When you loose the equivalent of a person, you're going to have some extra skin. It doesn't matter
how many weights you press or how many miles you run. . .you're going to have extra skin. And
you're not going to like it. Also, harder to camouflage in the summer than in the winter.
2) You won't get that you look different for a very long time.
Yes, I often still feel like that 'fat girl' in the room. When trying on clothes, I often first try on a
bigger size than what I actually need, because I don't see myself for who I am now. (I mean come on,
I spent a lot 'o years in the plus size section.) Sometimes, when I look in the mirror I don't recognize
myself and certainly don't always see the now Angie.
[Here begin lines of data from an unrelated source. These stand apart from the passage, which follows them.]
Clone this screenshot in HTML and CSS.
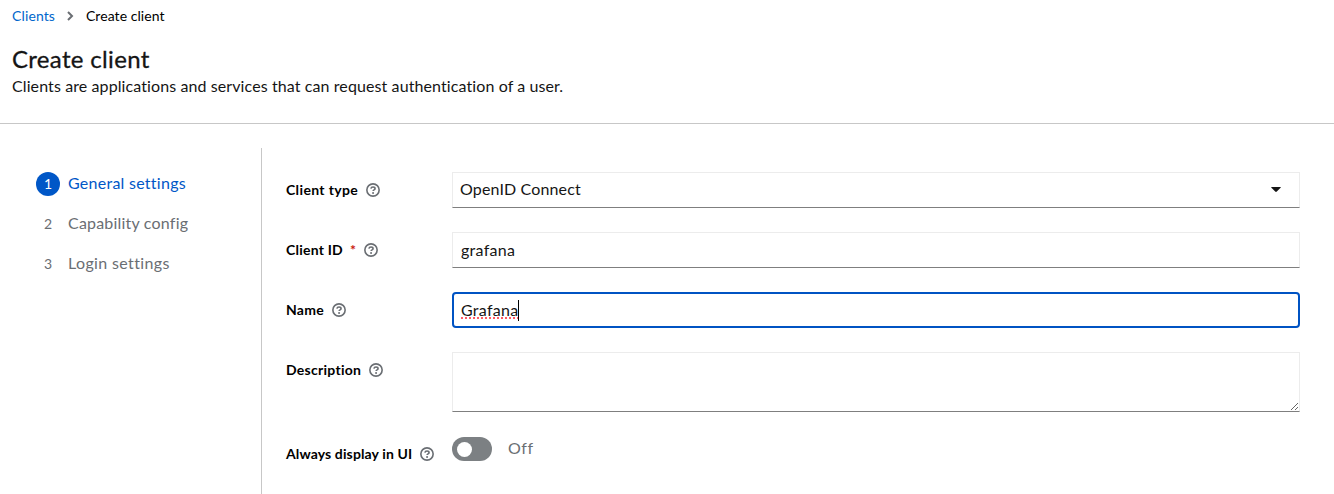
FILE: index.html
```html
<!DOCTYPE html>
<html lang="en">
<head>
<meta charset="utf-8">
<title>Create client</title>
<link rel="stylesheet" href="styles.css">
</head>
<body>
<svg class="defs" width="0" height="0">
  <symbol id="help" viewBox="0 0 14 14">
    <circle cx="7" cy="7" r="6.15" fill="none" stroke="currentColor" stroke-width="1.6"/>
    <path d="M4.9 5.6C5.1 4.5 6 4.05 7 4.05c1.2 0 2.05.65 2.05 1.6C9.05 6.9 7.1 6.9 7.1 8.1" fill="none" stroke="currentColor" stroke-width="1.6"/>
    <circle cx="7.05" cy="9.9" r="1" fill="currentColor"/>
  </symbol>
</svg>
<header class="page-header">
  <nav class="breadcrumb">
    <a class="crumb-link">Clients</a>
    <svg class="crumb-sep" width="7" height="10" viewBox="0 0 7 10"><path d="M1 1l4 4-4 4" fill="none" stroke="currentColor" stroke-width="2"/></svg>
    <span class="crumb-current">Create client</span>
  </nav>
  <h1 class="title">Create client</h1>
  <p class="intro">Clients are applications and services that can request authentication of a user.</p>
</header>
<main class="wizard">
  <ol class="steps">
    <li class="step current"><span class="num">1</span><span class="s1">General settings</span></li>
    <li class="step"><span class="num">2</span><span class="s2">Capability config</span></li>
    <li class="step"><span class="num">3</span><span class="s3">Login settings</span></li>
  </ol>
  <form class="form">
    <div class="row">
      <div class="label"><span class="l1">Client type</span><svg class="help"><use href="#help"/></svg></div>
      <div class="control select"><span class="value-type">OpenID Connect</span><svg class="caret" width="10" height="6" viewBox="0 0 10 6"><path d="M.7 0h8.6q.8 0 .3.7L5.8 4.6q-.8.8-1.6 0L.4.7Q-.1 0 .7 0z" fill="currentColor"/></svg></div>
    </div>
    <div class="row">
      <div class="label"><span class="l2">Client ID</span><span class="required">*</span><svg class="help"><use href="#help"/></svg></div>
      <div class="control"><span class="value-id">grafana</span></div>
    </div>
    <div class="row">
      <div class="label"><span class="l3">Name</span><svg class="help"><use href="#help"/></svg></div>
      <div class="control focused"><span class="value-name">Grafana</span><span class="cursor"></span></div>
    </div>
    <div class="row area-row">
      <div class="label"><span class="l4">Description</span><svg class="help"><use href="#help"/></svg></div>
      <textarea class="control area"></textarea>
    </div>
    <div class="row">
      <div class="label"><span class="l5">Always display in UI</span><svg class="help"><use href="#help"/></svg></div>
      <div class="switch"><span class="track"><span class="knob"></span></span><span class="off">Off</span></div>
    </div>
  </form>
</main>
</body>
</html>
```

FILE: styles.css
```css
* { box-sizing: border-box; }
body { margin: 0; height: 494px; overflow: hidden; display: flex; flex-direction: column; background: #fff; color: #151515; font: 16px/24px Lato, sans-serif; font-variant-ligatures: none; white-space: nowrap; }
.defs { position: absolute; }
.page-header { height: 124px; flex: none; padding: 5px 12px 0; border-bottom: 1px solid #c7c7c7; }
.breadcrumb { display: flex; align-items: center; height: 21px; font-size: 14px; line-height: 21px; }
.crumb-link { width: 43px; color: #06c; letter-spacing: .12px; }
.crumb-current { letter-spacing: .06px; color: #000; }
.crumb-sep { margin: 1px 12px 0 12px; color: #6a6e73; }
.title { margin: 18px 0 0; font-size: 24px; line-height: 30px; font-weight: 400; letter-spacing: .33px; -webkit-text-stroke: .3px currentColor; }
.intro { margin: 0; line-height: 24px; letter-spacing: .1px; }
.wizard { display: flex; flex: 1; padding-top: 24px; }
.steps { list-style: none; width: 262px; margin: 0; padding: 24px 0 0 36px; border-right: 1px solid #c7c7c7; display: flex; flex-direction: column; gap: 16px; }
.step { display: flex; gap: 8px; height: 24px; line-height: 22px; color: #6a6e73; }
.current { color: #0057c7; }
.num { width: 24px; height: 24px; border-radius: 50%; text-align: center; font-size: 14px; line-height: 24px; }
.current .num { background: #0057c7; color: #fff; }
.s1 { letter-spacing: .26px; }
.s2 { letter-spacing: .2px; }
.s3 { letter-spacing: .36px; }
.form { flex: 1; padding: 24px 34px 0 24px; }
.row { display: flex; height: 36px; margin-bottom: 24px; }
.label { width: 166px; flex: none; display: flex; align-items: center; height: 36px; font-size: 14px; font-weight: 700; color: #000; }
.l1 { letter-spacing: .36px; }
.l2 { letter-spacing: .22px; }
.l3 { letter-spacing: .25px; }
.l4 { letter-spacing: .27px; }
.l5 { letter-spacing: .12px; }
.help { width: 14px; height: 14px; margin-left: 8px; color: #6a6e73; }
.required { margin-left: 7px; width: 6px; color: #c9190b; }
.control { flex: 1; display: flex; align-items: center; padding: 0 8px; border: 1px solid #ececec; border-bottom-color: #7f7f7f; background: #fff; }
.select { padding: 0 18px 2px 7px; justify-content: space-between; }
.caret { margin-top: 2px; }
.value-type { letter-spacing: .14px; }
.value-id, .value-name { letter-spacing: .27px; }
.focused { border: 2px solid #0053c3; border-radius: 4px; padding: 0 7px; }
.value-name { line-height: 18px; text-decoration: underline dotted #ff5a64 2px; text-underline-offset: 1px; text-decoration-skip-ink: none; }
.cursor { width: 1px; height: 21px; background: #000; }
.area-row { height: 60px; }
.area { resize: vertical; outline: 0; margin: 0; }
.switch { display: flex; height: 24px; margin-top: 1px; align-items: center; gap: 16px; color: #6a6e73; }
.track { width: 40px; height: 24px; padding: 4.5px; border-radius: 12px; background: #7c8083; }
.knob { display: block; width: 15px; height: 15px; border-radius: 50%; background: #fff; }
.off { line-height: 22px; margin-bottom: 2px; letter-spacing: .6px; }
```
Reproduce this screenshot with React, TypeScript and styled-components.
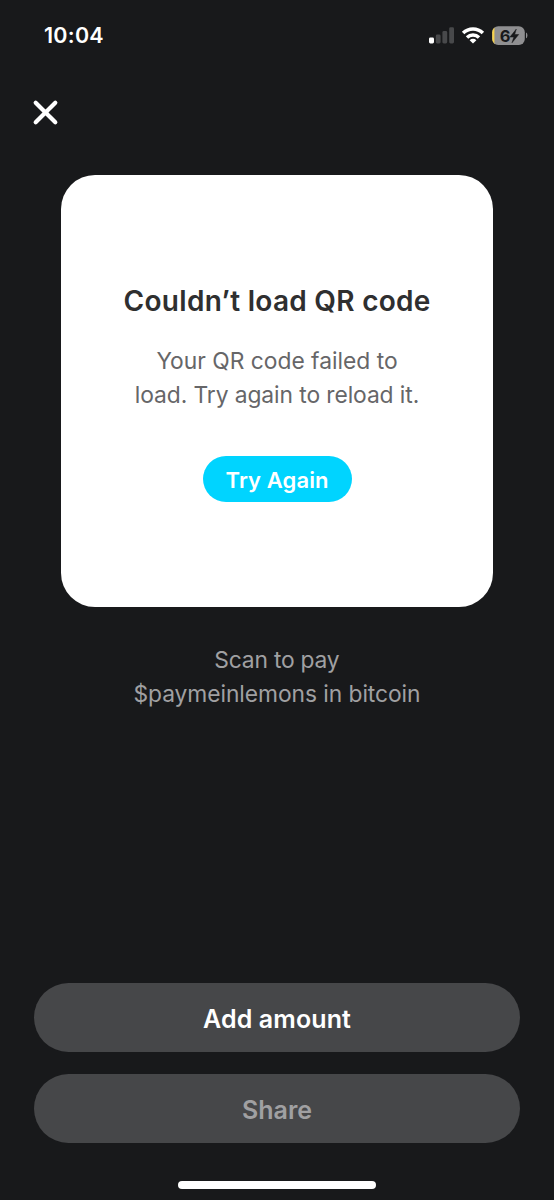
import React from "react";
import styled, { createGlobalStyle } from "styled-components";

const GlobalStyle = createGlobalStyle`
  *, *::before, *::after { box-sizing: border-box; }
  html, body { margin: 0; background: #18191b; }
  button { font: inherit; border: 0; padding: 0; cursor: pointer; }
`;

const Screen = styled.main`
  display: flex;
  flex-direction: column;
  align-items: center;
  width: 554px;
  height: 1200px;
  overflow: hidden;
  background: #18191b;
  font-family: Inter, "Liberation Sans", sans-serif;
`;

const StatusBar = styled.header`
  display: flex;
  align-items: center;
  justify-content: space-between;
  width: 100%;
  height: 72px;
  padding: 0 26px 0 44px;
  flex: none;
`;

const Clock = styled.span`
  color: #fff;
  font-size: 21.5px;
  font-weight: 600;
  line-height: 30px;
  letter-spacing: 0.25px;
  margin-top: -2px;
`;

const StatusIcons = styled.div`
  display: flex;
  align-items: center;
  height: 30px;
`;

const TopBar = styled.nav`
  display: flex;
  align-items: center;
  width: 100%;
  height: 80px;
  padding-left: 32px;
  flex: none;
`;

const CloseButton = styled.button`
  display: flex;
  background: none;
  color: #fff;
`;

const Card = styled.section`
  display: flex;
  flex-direction: column;
  align-items: center;
  width: 432px;
  height: 432px;
  margin-top: 23.3px;
  padding-top: 106px;
  border-radius: 34px;
  background: #fff;
  flex: none;
`;

const Line = styled.span<{ $spacing: number }>`
  display: block;
  white-space: nowrap;
  letter-spacing: ${(p) => p.$spacing}px;
  margin-right: ${(p) => -p.$spacing}px;
`;

const Title = styled.h1`
  margin: 0;
  color: #2f2f30;
  font-size: 28px;
  font-weight: 600;
  line-height: 40px;
`;

const Message = styled.p<{ $color: string; $top: number }>`
  display: flex;
  flex-direction: column;
  align-items: center;
  margin: ${(p) => p.$top}px 0 0;
  color: ${(p) => p.$color};
  font-size: 22.8px;
  line-height: 34px;
`;

const RetryButton = styled.button`
  display: flex;
  align-items: center;
  justify-content: center;
  width: 149px;
  height: 45.4px;
  margin-top: 44px;
  padding-top: 2px;
  border-radius: 23px;
  background: #00d4ff;
  color: #fff;
  font-size: 22px;
  font-weight: 600;
`;

const Actions = styled.footer`
  display: flex;
  flex-direction: column;
  gap: 22.4px;
  width: 486px;
  margin-top: auto;
`;

const ActionButton = styled.button<{ $muted?: boolean }>`
  display: flex;
  align-items: center;
  justify-content: center;
  height: 69px;
  padding-top: 3px;
  border-radius: 34.5px;
  background: #464749;
  color: ${(p) => (p.$muted ? "#a0a0a2" : "#fff")};
  font-size: 25px;
  font-weight: 600;
`;

const HomeIndicator = styled.div`
  width: 198px;
  height: 8px;
  margin: 38px 0 11px;
  border-radius: 4px;
  background: #fff;
  flex: none;
`;

const StatusGlyphs = () => (
  <svg width="100" height="30" viewBox="428 20.7 100 30" aria-hidden="true">
    <rect x="429" y="37.2" width="5" height="6" rx="1.4" fill="#fff" />
    <rect x="435.8" y="34.3" width="4.8" height="8.9" rx="1.4" fill="#48494b" />
    <rect x="442.4" y="30.8" width="4.8" height="12.4" rx="1.4" fill="#48494b" />
    <rect x="449.2" y="27" width="4.8" height="16.2" rx="1.4" fill="#48494b" />
    <g fill="none" stroke="#fff" strokeWidth="3.5">
      <path d="M463.1 32.7a14.2 14.2 0 0 1 19.8 0" />
      <path d="M467 37.1a8.7 8.7 0 0 1 12 0" />
    </g>
    <path d="M473 43.3l-3.4-3.4a4.9 4.9 0 0 1 6.8 0z" fill="#fff" />
    <clipPath id="cell">
      <rect x="492.2" y="25.9" width="32.6" height="18.7" rx="6" />
    </clipPath>
    <g clipPath="url(#cell)">
      <rect x="492" y="25" width="33" height="20" fill="#8f8f91" />
      <rect x="492" y="25" width="2.4" height="20" fill="#f8d24b" />
    </g>
    <path d="M526 32.2c1.9.6 1.9 5.2 0 5.8z" fill="#8f8f91" />
    <text x="499.8" y="41.4" fontSize="16.5" fontWeight="700" fill="#18191b">6</text>
    <path d="M516.3 28.8l-6.4 8h3.9l-1.8 5.7 6.7-8.3h-4z" fill="#18191b" stroke="#18191b" strokeWidth="0.5" strokeLinejoin="round" />
  </svg>
);

export default function App() {
  return (
    <>
      <GlobalStyle />
      <Screen>
        <StatusBar>
          <Clock>10:04</Clock>
          <StatusIcons>
            <StatusGlyphs />
          </StatusIcons>
        </StatusBar>
        <TopBar>
          <CloseButton aria-label="Close">
            <svg width="27" height="27" viewBox="0 0 27 27">
              <path d="M3.7 3.7l19.6 19.6M23.3 3.7L3.7 23.3" stroke="currentColor" strokeWidth="4.2" strokeLinecap="round" />
            </svg>
          </CloseButton>
        </TopBar>
        <Card>
          <Title>
            <Line $spacing={0.28}>Couldn’t load QR code</Line>
          </Title>
          <Message $color="#666668" $top={23}>
            <Line $spacing={0}>Your QR code failed to</Line>
            <Line $spacing={-0.08}>load. Try again to reload it.</Line>
          </Message>
          <RetryButton>
            <Line $spacing={0.1}>Try Again</Line>
          </RetryButton>
        </Card>
        <Message $color="#a0a0a2" $top={36}>
          <Line $spacing={-0.2}>Scan to pay</Line>
          <Line $spacing={-0.06}>$paymeinlemons in bitcoin</Line>
        </Message>
        <Actions>
          <ActionButton>
            <Line $spacing={0.12}>Add amount</Line>
          </ActionButton>
          <ActionButton $muted disabled>
            <Line $spacing={0}>Share</Line>
          </ActionButton>
        </Actions>
        <HomeIndicator />
      </Screen>
    </>
  );
}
3) Losing weight doesn't solve all your problems
Yes, I'm thinner (not skinny) now than I ever have been in my adult life. However, I still got 'stuff'.
Still have stress (for pete sake I have three kids, two of them teenagers, I've got stress) still have
bills, a mortgage, a ministry, a job. Stuff. The same stuff you have.
(The cool part is, I've managed to learn not to 'eat' my stress. Thank you Lord for that good gift)
4) People will treat you differently
Even people you love. Some times it's better. . .which is highly offensive and hurtful. I haven't
experienced much of this with close family and friends (Thank you Lord for that Good Good Gift!)
But, I've certainly experienced it with my interactions with acquaintances and in the general public.
More attention, kinder. . .you know, at my heaviest I never noticed I was being treated differently.
I had just grown accustom to the behavior. Now, that my treatment is different I can totally see
the mistreatment or unkindest from before. It's painful, and maddening to think about, and I
pray I never come so far that I forget.
Sometimes, they treat you worse. There are people in your life that need you to be a certain way.
They need you to stay the same and when you don't, it makes them either angry or uncomfortable.
They will distance themselves from you or write you off altogether. And make no mistake, it hurts.
But, their ability to handle your change, or not handle it, can't and shouldn't detour you and I from
our ultimate goals.
Live to please the Lord. Let him handle the naysayers.
5) It might never be enough.
No matter how much you lose, how strong you become, if that becomes your whole focus, it
will probable never be enough.
Your value, my value, no matter our size, has not ever --is not now --wrapped up in a number on a
scale or the size of our wardrobe.
You and I are enough because Jesus said we are.
_____________________________________
Don't misread me or get me wrong, I've learned more good along this journey. . .much more good
than negative, but I just wanted to share with you 1) so you know you're not alone if you're going
through some of these things or 2) if you know someone who is on a journey like me, you can pray
for them, it's allot-everyday, it's difficult to not let it consume you, to become your identity, to become
prideful one minute or discouraged the next. There are traps all around.
So, pray for your friends, pray for yourself. God is with you and me, every step along the way.
Much much love and support along the journey!